Днём приходят знакомые. Интересуются здоровьем. Ни цветов, ни подарков. Сухие улыбки. На дне мироздания люди кажутся безжизненными.
Пролежал в больнице неделю. На отвлечённые темы ни с кем не общался. Сиделка качала головой и молчала.
Настал день выписки. Психиатр сказал, что пациент здоров. Вышел из больницы, и поплёлся домой. Косте не звонил. Лёгкий мороз пощипывал кожу лица. Указательный палец на левой руке ампутировали. Пролежал на пороге минут сорок, прежде чем горилла вышел на улицу. Человеческая жизнь бесценна лишь в сказках. По дороге купил бутылку водки и банку огурцов. В одиночку пьют лишь алкоголики? Ладно. Спорить не буду. После выписки в мою сторону перестала оборачиваться добрая треть девушек. Дома, не раздеваясь, откупорил бутылку…

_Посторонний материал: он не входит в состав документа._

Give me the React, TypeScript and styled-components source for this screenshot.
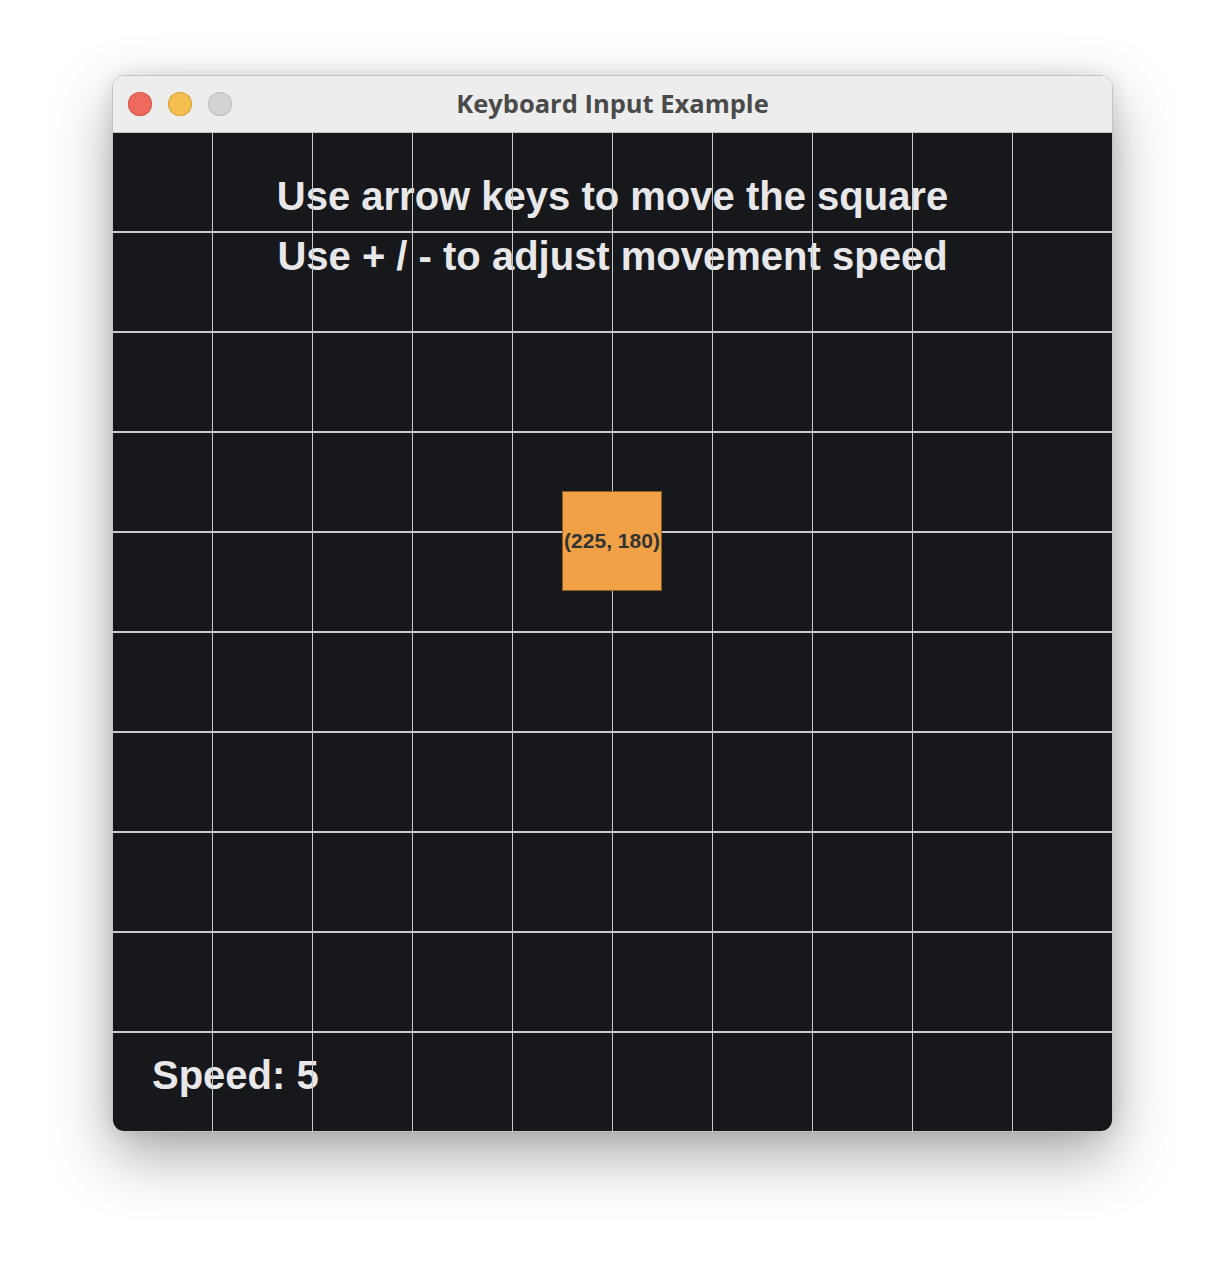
import React from "react";
import styled, { createGlobalStyle } from "styled-components";

const Global = createGlobalStyle`
  html, body { margin: 0; padding: 0; background: #ffffff; }
  body { font-family: "Liberation Sans", Arial, sans-serif; }
`;

const Page = styled.div`
  width: 1224px;
  height: 1280px;
  box-sizing: border-box;
  padding: 75px 0 0 112px;
`;

const Window = styled.div`
  width: 1001px;
  box-sizing: border-box;
  border: 1px solid #c4c4c4;
  border-radius: 12px;
  overflow: hidden;
  display: flex;
  flex-direction: column;
  box-shadow: 0 24px 60px rgba(0, 0, 0, 0.34), 0 0 18px rgba(0, 0, 0, 0.1);
`;

const TitleBar = styled.div`
  height: 56px;
  background: #ecedec;
  border-bottom: 1px solid #c3c3c3;
  display: flex;
  align-items: center;
  position: relative;
  padding-left: 15px;
  gap: 16px;
`;

const Light = styled.span<{ $fill: string; $edge: string }>`
  width: 24px;
  height: 24px;
  border-radius: 50%;
  background: ${(p) => p.$fill};
  box-shadow: inset 0 0 0 1px ${(p) => p.$edge};
`;

const Title = styled.div`
  position: absolute;
  left: 0;
  right: 0;
  top: 11px;
  text-align: center;
  font-family: "Open Sans", Inter, "Liberation Sans", sans-serif;
  font-weight: 700;
  font-size: 25.5px;
  line-height: 32px;
  color: #4a4a4a;
  pointer-events: none;
`;

const Canvas = styled.div`
  position: relative;
  height: 998px;
  background: #17181c;
  display: flex;
  flex-direction: column;
  justify-content: space-between;
  box-sizing: border-box;
  padding: 33px 0 26px 39px;
  font-family: "Liberation Sans", Arial, sans-serif;
  font-weight: 700;
  color: #e8e8ea;

  &::after {
    content: "";
    position: absolute;
    inset: 0;
    pointer-events: none;
    background-image:
      linear-gradient(to right, transparent 99px, #cbcbcf 99px, #cbcbcf 101px, transparent 101px),
      linear-gradient(to bottom, transparent 98px, #cbcbcf 98px, #cbcbcf 100px, transparent 100px);
    background-size: 100px 100px;
    z-index: 1;
  }
`;

const Instructions = styled.div`
  font-size: 40px;
  line-height: 60px;
  text-align: center;
  margin-left: -39px;
`;

const Speed = styled.div`
  font-size: 40px;
  line-height: 60px;
`;

const Square = styled.div`
  position: absolute;
  width: 100px;
  height: 100px;
  box-sizing: border-box;
  background: #f0a045;
  border: 1px solid #8c5c22;
  display: flex;
  align-items: center;
  justify-content: center;
  z-index: 2;
  font-size: 21px;
  font-weight: 700;
  color: #333333;
  white-space: nowrap;
`;

export default function App() {
  const pos = { x: 225, y: 180 };
  return (
    <>
      <Global />
      <Page>
        <Window>
          <TitleBar>
            <Light $fill="#ee6a5f" $edge="#d8564c" />
            <Light $fill="#f5bf4f" $edge="#dca43a" />
            <Light $fill="#d3d3d3" $edge="#bdbdbd" />
            <Title>Keyboard Input Example</Title>
          </TitleBar>
          <Canvas>
            <Instructions>
              <div>Use arrow keys to move the square</div>
              <div>Use + / - to adjust movement speed</div>
            </Instructions>
            <Speed>Speed: 5</Speed>
            <Square style={{ left: pos.x * 2 - 1, top: pos.y * 2 - 2 }}>
              ({pos.x}, {pos.y})
            </Square>
          </Canvas>
        </Window>
      </Page>
    </>
  );
}
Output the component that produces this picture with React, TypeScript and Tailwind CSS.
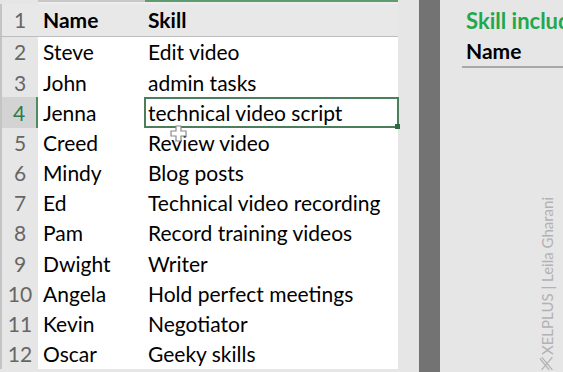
import React from 'react'

const rows = [
  ['Steve', 'Edit video'],
  ['John', 'admin tasks'],
  ['Jenna', 'technical video script'],
  ['Creed', 'Review video'],
  ['Mindy', 'Blog posts'],
  ['Ed', 'Technical video recording'],
  ['Pam', 'Record training videos'],
  ['Dwight', 'Writer'],
  ['Angela', 'Hold perfect meetings'],
  ['Kevin', 'Negotiator'],
  ['Oscar', 'Geeky skills'],
]

function App() {
  return (
    <div
      className="relative w-[563px] h-[372px] overflow-hidden bg-[#e6e6e6] flex text-[21px] text-black whitespace-nowrap"
      style={{ fontFamily: 'Lato, "Liberation Sans", sans-serif' }}
    >
      {/* sheet */}
      <div className="w-[398px] shrink-0 flex flex-col">
        {/* column header strip */}
        <div className="h-[4px] flex">
          <div className="w-[38px] bg-[#e6e6e6]" />
          <div className="w-[107px] border-t-2 border-[#c8c8c8] bg-[#ededed]" />
          <div className="flex-1 border-t-2 border-[#5e9b6f] bg-[#ededed]" />
        </div>

        {/* header row */}
        <div className="h-[33px] flex border-b border-[#bdbdbd] bg-[#e8e8e8]">
          <div className="w-[38px] border-l-2 border-[#c4c4c4] flex items-center justify-center text-[#666]">1</div>
          <div className="w-[107px] pl-[5px] flex items-center font-bold">Name</div>
          <div className="flex-1 pl-[3px] flex items-center font-bold">Skill</div>
        </div>

        {rows.map(([name, skill], i) => {
          const selected = i === 2
          return (
            <div key={name} className="h-[30.2px] flex">
              <div
                className={
                  selected
                    ? 'w-[38px] shrink-0 border-l-2 border-[#c4c4c4] bg-[#d3d3d3] border-r-2 border-r-[#4f8a61] flex items-center justify-center text-[#2f7a4a]'
                    : 'w-[38px] shrink-0 border-l-2 border-[#c4c4c4] bg-[#e6e6e6] flex items-center justify-center text-[#666]'
                }
              >
                {i + 2}
              </div>
              <div className="w-[107px] shrink-0 bg-white pl-[5px] flex items-center">{name}</div>
              <div
                className={
                  selected
                    ? 'relative flex-1 bg-white pl-[2px] flex items-center border-2 border-[#4b7f5c] -ml-[1px] -mr-[1px]'
                    : 'flex-1 bg-white pl-[3px] flex items-center'
                }
              >
                {skill}
                {selected && (
                  <span className="absolute -right-[3px] -bottom-[3px] w-[5px] h-[5px] bg-[#2e6b43]" />
                )}
              </div>
            </div>
          )
        })}
      </div>

      <div className="w-[21px] shrink-0" />
      {/* split bar */}
      <div className="w-[21px] shrink-0 bg-[#737373]" />

      {/* right pane */}
      <div className="flex-1 min-w-0 pl-[26px] pt-[5px] flex flex-col">
        <div className="h-[31px] flex items-center font-bold text-[#22a84c] text-[22px]">
          Skill includes video
        </div>
        <div className="h-[32px] -ml-[4px] pl-[4px] flex items-center font-bold border-b-2 border-[#a8a8a8]">
          Name
        </div>
      </div>

      {/* excel cursor */}
      <svg className="absolute left-[170px] top-[125px]" width="17" height="17" viewBox="0 0 17 17">
        <path d="M6 1h5v5h5v5h-5v5H6v-5H1V6h5z" fill="#fff" stroke="#8a8a8a" strokeWidth="1.2" />
      </svg>

      {/* watermark */}
      <div
        className="absolute left-[536px] bottom-[1px] text-[15px] text-[#b2b2b2] flex items-center gap-[1px]"
        style={{ writingMode: 'vertical-rl', transform: 'rotate(180deg)' }}
      >
        <svg width="15" height="15" viewBox="0 0 14 14">
          <path d="M2 1l10 12M12 1L2 13M5 1l9 11" stroke="#b2b2b2" strokeWidth="1.2" fill="none" />
        </svg>
        <span>XELPLUS | Leila Gharani</span>
      </div>
    </div>
  )
}

export default App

Проснулся днём. Приложился к холодному крану. Похмелье спросонья. Страшная штука. Мешки под глазами светятся, словно фингалы. Не узнал человека в зеркале. Заросший, будто Робинзон Крузо, похожий на рок-гитариста прошлого века бомж, с тусклыми, гашенными глазами и крысиным взглядом. На полу банка с недоеденными огурцами. Глотнул раствор из банки. Усы и борода смочились. Рассол придал сил. Облизал губы и достал бритву. Возвращение в пустую жизнь будет тяжёлым. Кого мы обманывали. Таня была обречена с самого начала и знала об этом. И всё равно, её уход стал неожиданностью. Взял в левую руку кисточку, но она выпала. Указательного пальца нет. Как и мыслей в голове. Вспоминать ушедшего человека и ворошить прошлое. Таня бы этого не оценила.
Перед моим отъездом Таня сказала, что оставит рецензию в рукописи. Мы договорились не обсуждать пьесу, пока она её не прочитает. Рукопись повлияла на её самочувствие. Таня такая впечатлительная. Станок в руках дёрнулся и на шее возникла красная полоска. Кровь скопилась у нижнего края ранки и маленькой каплей упала в раковину.
Смыл пену и зачесал волосы в хвост. Залепил ранку лейкопластырем. Вид средневекового горца, только меча не хватает. Доел огурцы и вышел из комнаты.